Unlike many of her colleagues, Yellen proved prescient about a potential housing bubble and resulting financial crisis. Just as the recession was taking hold in December 2007, she warned at a Fed meeting in Washington that “The possibilities of a credit crunch developing and of the economy slipping into recession seem all too real,” and that the economy could begin to slow.
In a February 2013 speech at a macroeconomics conference in Washington, Yellen outlined three "economic tailwinds" that usually help the economy bounce back from recessions. Housing was among them. "Before the Great Recession, housing investment added an average of 1/2 percentage point to real GDP growth in the two years after each of the previous four recessions, considerably more than its contribution to growth at other times," Yellen said. "During this recovery, in contrast, residential investment, on net, has contributed very little to growth since the recession ended."
One reason for the sluggish recovery, critics say, is that while Yellen recognized the housing bubble, she (and many others) didn't realize how severely the bursting of that bubble would hit the financial system or the huge impact of household debt.
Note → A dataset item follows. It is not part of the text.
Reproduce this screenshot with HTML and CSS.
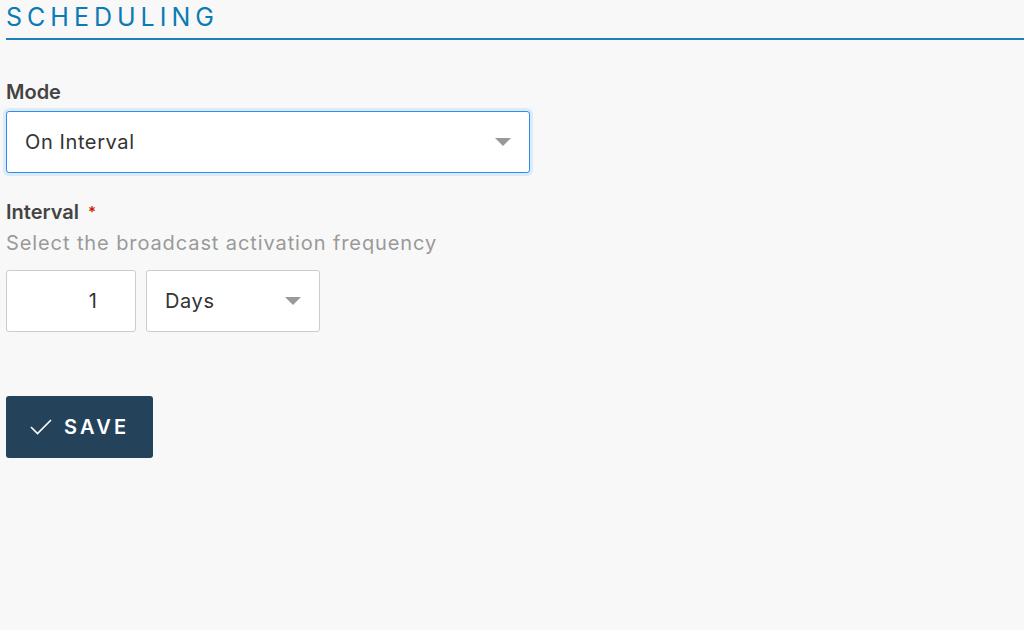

Since then, however, Yellen has called attention to the lag in the rebound in housing prices, especially for low- and moderate-income households where the bursting of the bubble was particularly severe.
"In light of this experience, it makes sense to think about the development of wealth-building vehicles for low- and moderate-income households that have some of the desirable qualities of homeownership as an investment, but perhaps have less of the risk," she said in a 2011 speech in Cleveland. "Such instruments should be simple and transparent and might include a savings commitment component."